In accordance with the Supplementary agreement dated 25/11/2016, the Company has computed the total dues payable by the Company to the assessee till he attains 63 years of age to be ₹.59,61,483/-. The company has paid the ‘one time lump-sum ex-gratia amount’ of ₹.42,66,844/- after deducting income tax of ₹.16,94,639/- as per the provisions of Section 192 of the Act. The Company in the said agreement has explained that the one time lump sum ex-gratia amount is deemed ‘salary’ paid to an exemployee in advance within the meaning of the provisions of the Act, it has therefore, deducted tax at source in accordance with the relevant provisions of the income tax act, 1961, as stated above. Form 16 has been duly issued to the assessee by the Company for the relevant F.Y 2016-17 certifying deduction of tax. In the return of income for the A.Y 2017-18, the assessee has claimed relief u/s.89(1) of the I.T.Act, 1961 on the compensation received by him, duly uploading Form 10E along with the ITR filed on the e-filing site. The total income declared is ₹.61,13,070/- with tax of ₹.16,94,639/-. Relief u/s.89(1) has been claimed as ₹.16,74,250/-. The assessee has also submitted the computation chart of the compensation as provided by the Company. As per the computation chart, for F.Y. 2016-17, the assessee received monthly payment as per the terms of agreement dated 26.02.2010. For the month of November 2016, a total amount of ₹.59,61,483/- is shown. The chart also gives a year-wise break-up of the computation of the lumpsum amount, on the basis of amount payable to the assessee from F.Y 2016-17 till F.Y 2036-37, when he attains 63 years of age.

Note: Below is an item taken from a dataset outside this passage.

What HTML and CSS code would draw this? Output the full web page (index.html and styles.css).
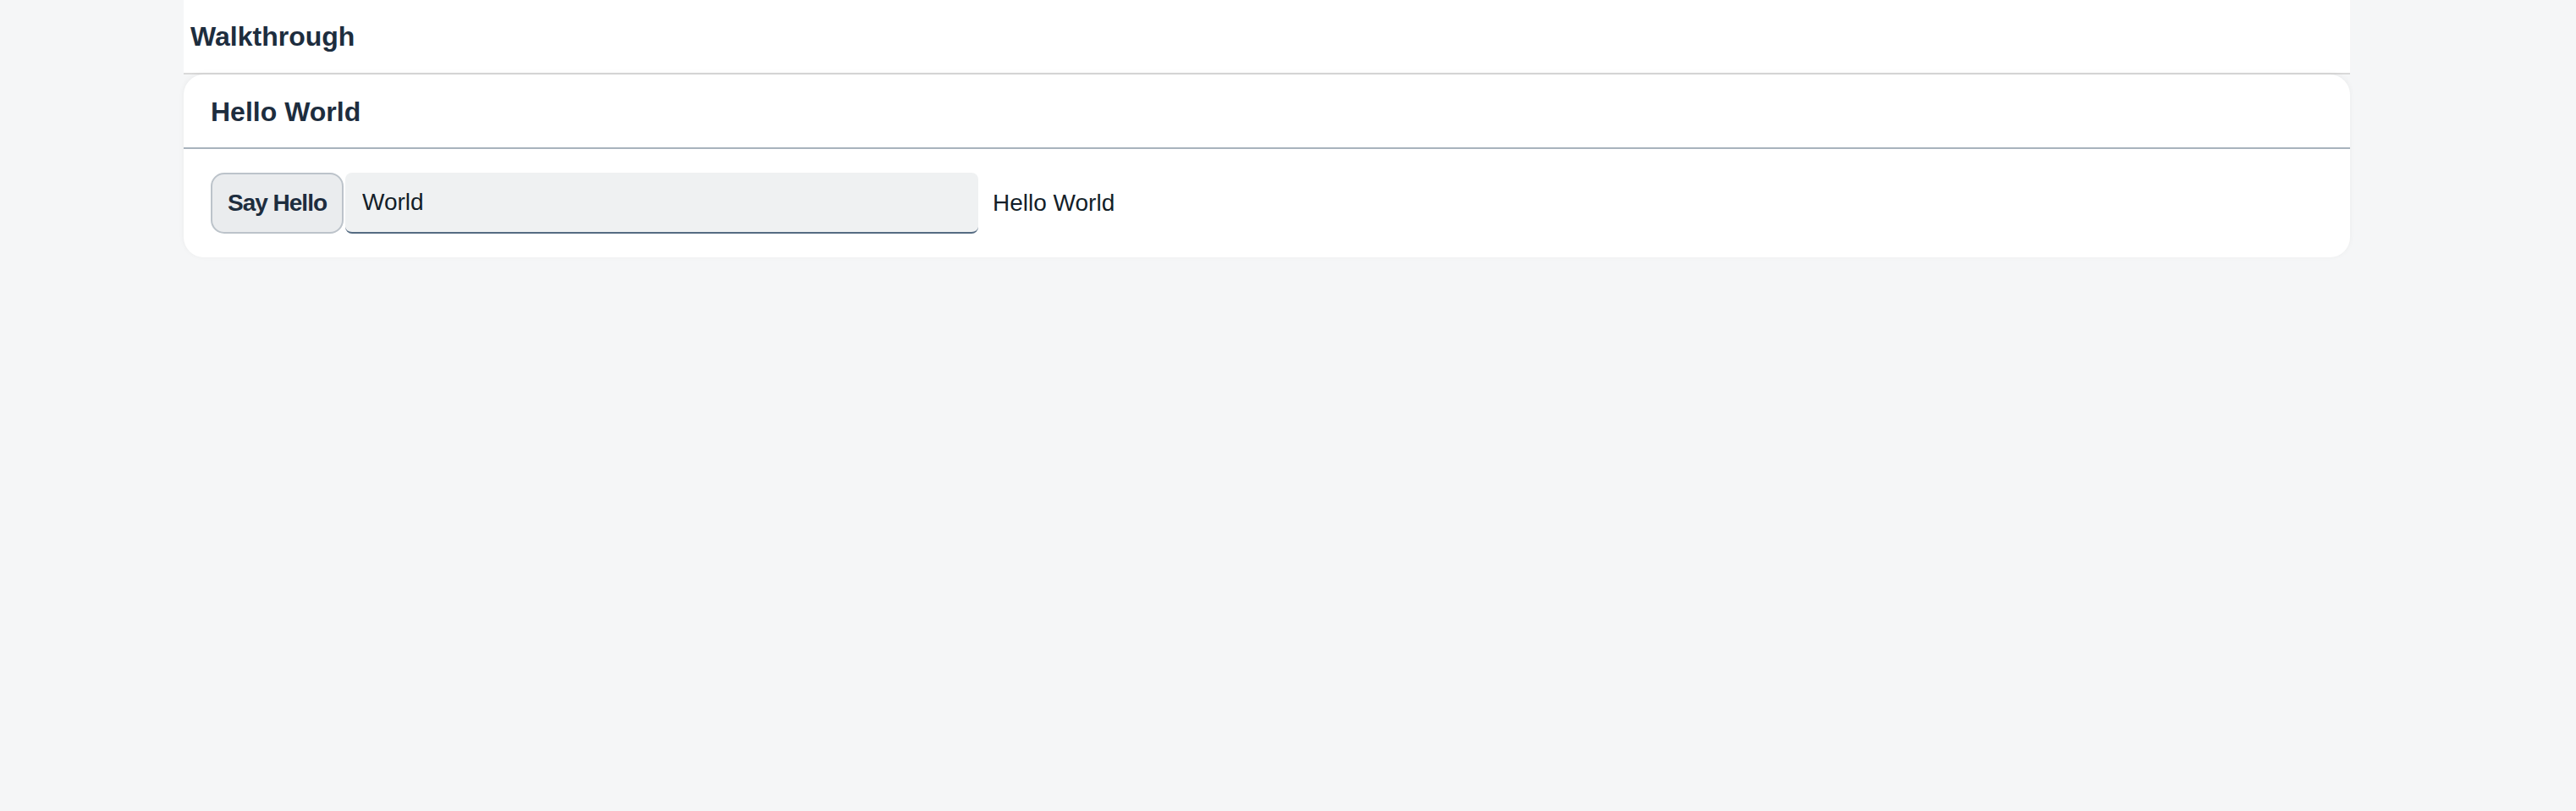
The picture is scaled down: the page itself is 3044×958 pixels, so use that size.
FILE: index.html
```html
<!DOCTYPE html>
<html lang="en">
<head>
    <meta charset="UTF-8">
    <meta name="viewport" content="width=device-width, initial-scale=1.0">
    <title>Walkthrough</title>
    <link rel="stylesheet" href="styles.css">
</head>
<body>
    <div class="app">
        <header class="app-header">
            <span class="app-title">Walkthrough</span>
        </header>

        <section class="panel">
            <div class="panel-header">
                <h2 class="panel-title">Hello World</h2>
            </div>
            <div class="panel-content">
                <button type="button" class="btn">Say Hello</button>
                <input type="text" class="input" value="World" />
                <span class="output">Hello World</span>
            </div>
        </section>
    </div>
</body>
</html>
```

FILE: styles.css
```css
* {
    box-sizing: border-box;
}

body {
    margin: 0;
    background-color: #f5f6f7;
    font-family: 'Liberation Sans', Arial, sans-serif;
    color: #1d2d3e;
}

.app {
    margin-left: 217px;
    width: 2560px;
    min-height: 100vh;
    background-color: #f5f6f7;
}

.app-header {
    height: 88px;
    display: flex;
    align-items: center;
    padding-left: 8px;
    background-color: #ffffff;
    border-bottom: 2px solid #d9d9d9;
}

.app-title {
    font-size: 32px;
    font-weight: 700;
}

.panel {
    background-color: #ffffff;
    border-radius: 24px;
    box-shadow: 0 -1px 6px 0 #0000000d;
    overflow: hidden;
}

.panel-header {
    height: 88px;
    display: flex;
    align-items: center;
    padding-left: 32px;
    padding-top: 2px;
    border-bottom: 2px solid #a8b3bd;
}

.panel-title {
    margin: 0;
    font-size: 32px;
    font-weight: 700;
}

.panel-content {
    display: flex;
    align-items: center;
    padding: 28px 32px;
}

.btn {
    width: 157px;
    height: 72px;
    padding: 0;
    font-family: inherit;
    font-size: 28px;
    font-weight: 700;
    letter-spacing: -1px;
    color: #1d2d3e;
    background-color: #eaecee;
    border: 2px solid #bcc3ca;
    border-radius: 16px;
    cursor: pointer;
}

.input {
    width: 748px;
    height: 72px;
    margin-left: 2px;
    padding: 0 20px;
    font-family: inherit;
    font-size: 28px;
    color: #131e29;
    background-color: #eff1f2;
    border: none;
    border-bottom: 2px solid #556b82;
    border-radius: 8px;
}

.output {
    margin-left: 17px;
    font-size: 28px;
    color: #131e29;
}
```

Ld. AR of the assessee brought to our notice facts of the case in detail and submitted that the amount received by the assessee is whether it falls under salary received in advance or compensation for termination. He brought to our notice Page No. 27 to 736 of the Paper Book to submit that several other employees who also claimed the similar claim u/s. 89 of the Act and in those cases the revenue has accepted that the compensation received by the respective individual are in the form of salary received in advance. He submitted that the case of the assessee is exactly similar to the above cases and revenue cannot take different views on the exactly similar issue.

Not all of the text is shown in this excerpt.